The relaxing of the curfew was temporary but a precise timeframe wasn't given. Friday's prayers started at 12:37 p.m. in Srinagar and typically last for about 20 minutes.
The Press Trust of India news agency said authorities will allow people to offer prayers in small local mosques, but there will be no Friday congregation at the historic Jama Masjid where thousands of Muslim pray every week.
Jama Masjid has been an epicentre of regular anti-India protests after Friday prayers.
Authorities will be keenly watching people's reaction as they often take to the streets after the prayers for anti-India demonstrations. This is expected to determine further easing of restrictions with the Muslim festival of Eid al-Adha to be celebrated Monday.
Prime Minister Narendra Modi in his address to the nation on Thursday promised Kashmiri people that his government is making "sincere efforts to ensure that the people in the region have no difficulties in celebrating Eid."
The restrictions on public movement throughout Kashmir have forced people to stay indoors and closed shops and even clinics. All communications and the internet have been cut off, and Modi said late Thursday the situation in the region would return to normal gradually.
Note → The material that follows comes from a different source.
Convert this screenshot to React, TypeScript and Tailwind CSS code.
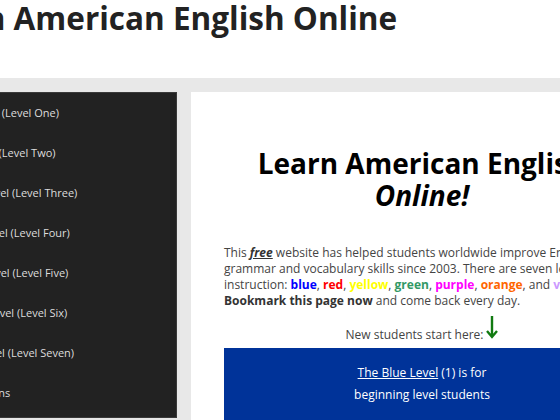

Kashmir is claimed in its entirety by both India and Pakistan and divided between them. Rebels have been fighting Indian rule for decades and most Kashmiri residents want independence or a merger with Pakistan.
On Friday, senior Chinese diplomat Wang Yi said China was gravely concerned about the situation in Kashmir, the focus of two of three wars between nuclear-armed India and Pakistan.
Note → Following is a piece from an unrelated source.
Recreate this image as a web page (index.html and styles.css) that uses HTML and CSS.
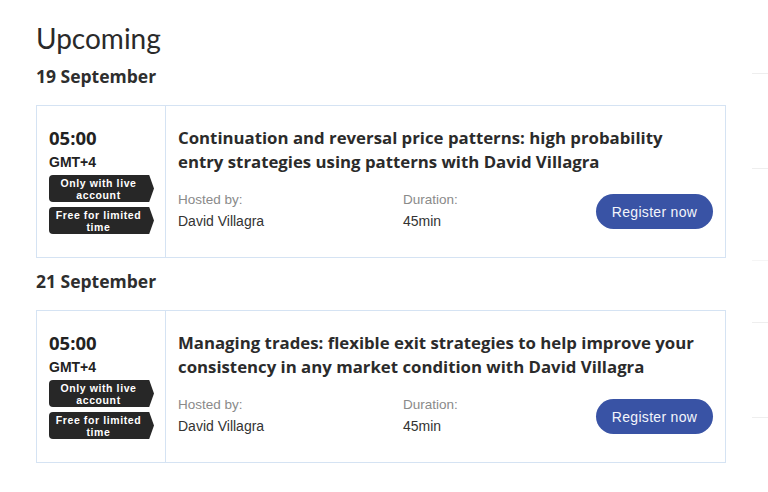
FILE: index.html
```html
<!DOCTYPE html>
<html>
<head>
<meta charset="utf-8">
<link rel="stylesheet" href="styles.css">
</head>
<body>
<div class="page">
  <h1 class="heading">Upcoming</h1>

  <h2 class="date">19 September</h2>
  <div class="card">
    <div class="when">
      <div class="time">05:00</div>
      <div class="tz">GMT+4</div>
      <div class="badge">Only with live account</div>
      <div class="badge">Free for limited time</div>
    </div>
    <div class="info">
      <div class="title">Continuation and reversal price patterns: high probability entry strategies using patterns with David Villagra</div>
      <div class="meta">
        <div class="field host">
          <div class="label">Hosted by:</div>
          <div class="value">David Villagra</div>
        </div>
        <div class="field dur">
          <div class="label">Duration:</div>
          <div class="value">45min</div>
        </div>
        <button class="register">Register now</button>
      </div>
    </div>
  </div>

  <h2 class="date">21 September</h2>
  <div class="card">
    <div class="when">
      <div class="time">05:00</div>
      <div class="tz">GMT+4</div>
      <div class="badge">Only with live account</div>
      <div class="badge">Free for limited time</div>
    </div>
    <div class="info">
      <div class="title">Managing trades: flexible exit strategies to help improve your consistency in any market condition with David Villagra</div>
      <div class="meta">
        <div class="field host">
          <div class="label">Hosted by:</div>
          <div class="value">David Villagra</div>
        </div>
        <div class="field dur">
          <div class="label">Duration:</div>
          <div class="value">45min</div>
        </div>
        <button class="register">Register now</button>
      </div>
    </div>
  </div>
</div>
<div class="edge">
  <span class="rule r1"></span>
  <span class="rule r2"></span>
  <span class="rule r3"></span>
  <span class="rule r4"></span>
  <span class="rule r5"></span>
</div>
</body>
</html>
```

FILE: styles.css
```css
html, body {
  margin: 0;
  padding: 0;
  background: #ffffff;
}
body {
  width: 768px;
  height: 492px;
  overflow: hidden;
  position: relative;
  font-family: "Lato", "Noto Sans", sans-serif;
  color: #2b2b2b;
}
.page {
  padding: 20px 0 0 36px;
  width: 690px;
}
.heading {
  margin: 0;
  font-weight: 400;
  font-size: 28px;
  line-height: 36px;
  color: #2a2a2a;
}
.date {
  margin: 8px 0 0 0;
  font-family: "Open Sans", sans-serif;
  font-size: 17.5px;
  line-height: 24px;
  font-weight: 700;
  color: #2e2e2e;
}
.date + .card { margin-top: 17px; }
.card + .date { margin-top: 11px; }
.card {
  display: flex;
  border: 1px solid #d5e3f3;
  box-sizing: border-box;
  height: 153px;
}
.when {
  width: 129px;
  border-right: 1px solid #d5e3f3;
  padding: 21px 0 0 12px;
  box-sizing: border-box;
}
.time {
  font-family: "Open Sans", sans-serif;
  font-size: 18.5px;
  font-weight: 700;
  line-height: 22px;
  color: #222;
}
.tz {
  font-family: "Liberation Sans", Arial, sans-serif;
  font-size: 14px;
  font-weight: 700;
  line-height: 16px;
  margin-top: 5px;
  color: #222;
}
.badge {
  position: relative;
  width: 99px;
  height: 27px;
  margin-top: 5px;
  background: #272727;
  color: #ffffff;
  border-radius: 4px 0 0 4px;
  font-family: "Liberation Sans", Arial, sans-serif;
  font-size: 10.5px;
  font-weight: 700;
  letter-spacing: 0.6px;
  line-height: 12px;
  text-align: center;
  display: flex;
  align-items: center;
  justify-content: center;
  box-sizing: border-box;
  padding: 0 2px;
}
.tz + .badge { margin-top: 5px; }
.badge::after {
  content: "";
  position: absolute;
  right: -6px;
  top: 0;
  width: 6px;
  height: 27px;
  background: #272727;
  clip-path: polygon(0 0, 20% 0, 100% 50%, 20% 100%, 0 100%);
}
.info {
  flex: 1;
  padding: 20px 12px 0 12px;
}
.title {
  font-family: "Open Sans", sans-serif;
  font-size: 16.8px;
  font-weight: 700;
  line-height: 24px;
  color: #2b2b2b;
  width: 530px;
}
.meta {
  display: flex;
  align-items: flex-start;
  margin-top: 18px;
}
.field {
  font-family: "Liberation Sans", Arial, sans-serif;
}
.host { width: 225px; }
.dur { width: 193px; }
.label {
  font-size: 13.5px;
  line-height: 16px;
  color: #8a8a8a;
}
.value {
  font-size: 14px;
  line-height: 18px;
  color: #333;
  margin-top: 4px;
}
.register {
  margin-top: 2px;
  width: 117px;
  height: 35px;
  border: none;
  border-radius: 18px;
  background: #3953a5;
  color: #f3f5fb;
  font-family: "Liberation Sans", Arial, sans-serif;
  font-size: 14px;
  letter-spacing: 0.3px;
  padding: 0;
}
.edge {
  position: absolute;
  right: 0;
  top: 0;
  width: 16px;
  height: 492px;
}
.rule {
  position: absolute;
  left: 0;
  width: 16px;
  height: 1px;
  background: #eeeeee;
}
.r1 { top: 73px; }
.r2 { top: 168px; }
.r3 { top: 260px; background: #f5f5f5; }
.r4 { top: 322px; }
.r5 { top: 417px; }
```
Wang met Pakistan's Foreign Minister Shah Mahmood Qureshi in Beijing and assured him China would continue to support Pakistan to safeguard its legitimate rights and interests, the Chinese Foreign Ministry said in a statement.
Before leaving for Beijing, Qureshi said he will apprise Islamabad's "trusted friend" about the situation.
Pakistan says it is considering a proposal to approach the International Court of Justice over India's action. It also has said it would downgrade diplomatic ties with New Delhi, expel the Indian ambassador and suspend trade and a key train service with India.
March to Indian Embassy in Pakistan
About 8,000 supporters of a Pakistani Islamist party, Jamaat-e-Islami, were marching toward the Indian Embassy in Islamabad on Friday to denounce the repeal of the Kashmir region's special status.
Authorities said they will not allow them to approach the embassy and deployed about 2,000 police and security forces. Members of the group have clashed with police during previous rallies in Islamabad.
Pakistan also said Friday it's suspending the Thar Express, its last remaining train link with India. The move comes a day after Pakistan suspended the key Samjhauta Express, or Friendship Express, train service that links India from the city of Lahore. The Thar Express runs between the port city of Karachi and India's town of Munabao.
On Wednesday, Pakistan expelled the Indian ambassador and suspended trade with New Delhi.
An estimated 20,000 people living along the heavily militarized Line of Control in Pakistani-run Kashmir have migrated to safer places in the past week due to cross-border firing. Pakistan says banned cluster munitions were fired in violation of the Geneva Convention and international humanitarian law.